Tuesday, June 17, 2008

Lunch rules

Some weeks ago I posted about one of the elementary schools switching from milk packed glass bottles to that in paper cartons. It would seem that a change is happening in the school lunch system at some schools too, because my latest school has mysteriously dropped last year's system where the kids serve each other using proper crockery, to individual, ready packed lunches in plastic bentou containers. I have a feeling that the food is being shipped from a central school lunch factory, just like the schools in Koriyama up north, instead of being prepared fresh on the school grounds.

This is the change I'm talking about:


It's probably not my imagination that the oishii factor in the lunches has taken a beating since the switch. Maybe it has something to do with soaring food prices and the snowballing petrol price crisis, but I have a feeling this happened at the beginning of the school term in April, before these things became a problem.

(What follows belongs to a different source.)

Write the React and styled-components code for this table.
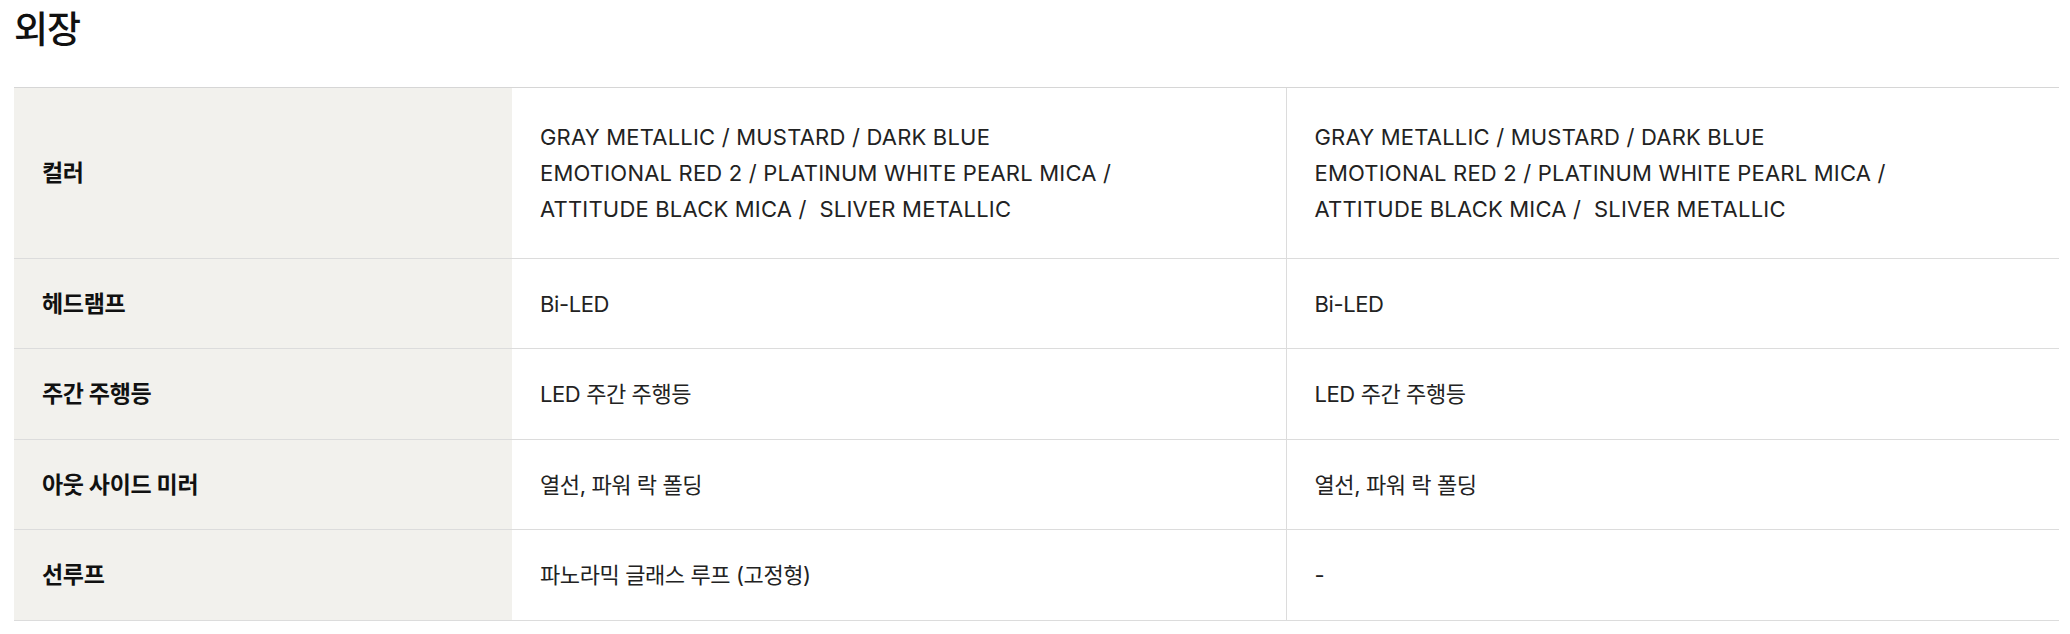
import React from 'react'
import styled, { createGlobalStyle } from 'styled-components';

const GlobalStyle = createGlobalStyle`
  body {
    margin: 0;
    background: #fff;
    font-family: Inter, "Noto Sans CJK KR", sans-serif;
    color: #222;
  }
`;

const rows = [
  {
    label: '컬러',
    values: [
      ['GRAY METALLIC / MUSTARD / DARK BLUE', 'EMOTIONAL RED 2 / PLATINUM WHITE PEARL MICA /', 'ATTITUDE BLACK MICA /  SLIVER METALLIC'],
      ['GRAY METALLIC / MUSTARD / DARK BLUE', 'EMOTIONAL RED 2 / PLATINUM WHITE PEARL MICA /', 'ATTITUDE BLACK MICA /  SLIVER METALLIC'],
    ],
  },
  { label: '헤드램프', values: [['Bi-LED'], ['Bi-LED']] },
  { label: '주간 주행등', values: [['LED 주간 주행등'], ['LED 주간 주행등']] },
  { label: '아웃 사이드 미러', values: [['열선, 파워 락 폴딩'], ['열선, 파워 락 폴딩']] },
  { label: '선루프', values: [['파노라믹 글래스 루프 (고정형)'], ['-']] },
];

const Spec = () => (
  <Section>
    <GlobalStyle />
    <Title>외장</Title>
    <Table>
      {rows.map((row) => (
        <Row key={row.label}>
          <Label>{row.label}</Label>
          {row.values.map((lines, i) => (
            <Value key={i} divided={i > 0}>
              <Lines multi={lines.length > 1}>
                {lines.map((line, j) => (
                  <Line key={j}>{line}</Line>
                ))}
              </Lines>
            </Value>
          ))}
        </Row>
      ))}
    </Table>
  </Section>
);

const Section = styled.section`
  padding: 6px 0 0 14px;
  width: 2045px;
`;

const Title = styled.h2`
  margin: 0 0 33px 0;
  font-size: 37px;
  font-weight: 500;
  line-height: 48px;
  color: #111;
  letter-spacing: -1px;
`;

const Table = styled.div`
  border-top: 1px solid #d6d6d6;
`;

const Row = styled.div`
  display: grid;
  grid-template-columns: 498px 1fr 1fr;
  border-bottom: 1px solid #dcdcdc;
`;

const Label = styled.div`
  display: flex;
  align-items: center;
  padding: 27px 28px 26.5px;
  background: #f2f1ed;
  font-size: 23px;
  font-weight: 700;
  line-height: 36px;
  color: #111;
  letter-spacing: -0.3px;
`;

const Value = styled.div`
  display: flex;
  align-items: center;
  padding: 27px 28px 26.5px;
  border-left: ${(p) => (p.divided ? '1px solid #dcdcdc' : 'none')};
  font-size: 22px;
  line-height: 36px;
  color: #222;
  letter-spacing: -0.4px;
`;

const Lines = styled.div`
  padding: ${(p) => (p.multi ? '4px 0' : '0')};
  letter-spacing: ${(p) => (p.multi ? '0.2px' : 'inherit')};
`;

const Line = styled.div`
  white-space: pre;
`;

export default Spec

The other thing I wonder about is what happens to the plastic trays once they finish lunch. I see them all stacked up and returned to the kitchen, but what happens afterwards is a bit of a mystery. I asked the teachers about it, and it seems that the trays get returned to the supplier where they might be washed and reused. "Might", I say, because even the teachers weren't sure. I can only hope that they don't get dumped into the incinerator like I suspect.

Maybe it's just me, but if this system gets introduced to more of my schools I'll sorely miss the kids doling out the food to everyone in the queue during lunchtime. Taking away the kids' involvement in their school lunch kind of lessens the communal experience, methinks, not to mention it might give kids the idea that lunch should always come ready to eat in a sterile plastic tray. Welcome to TV dinner land.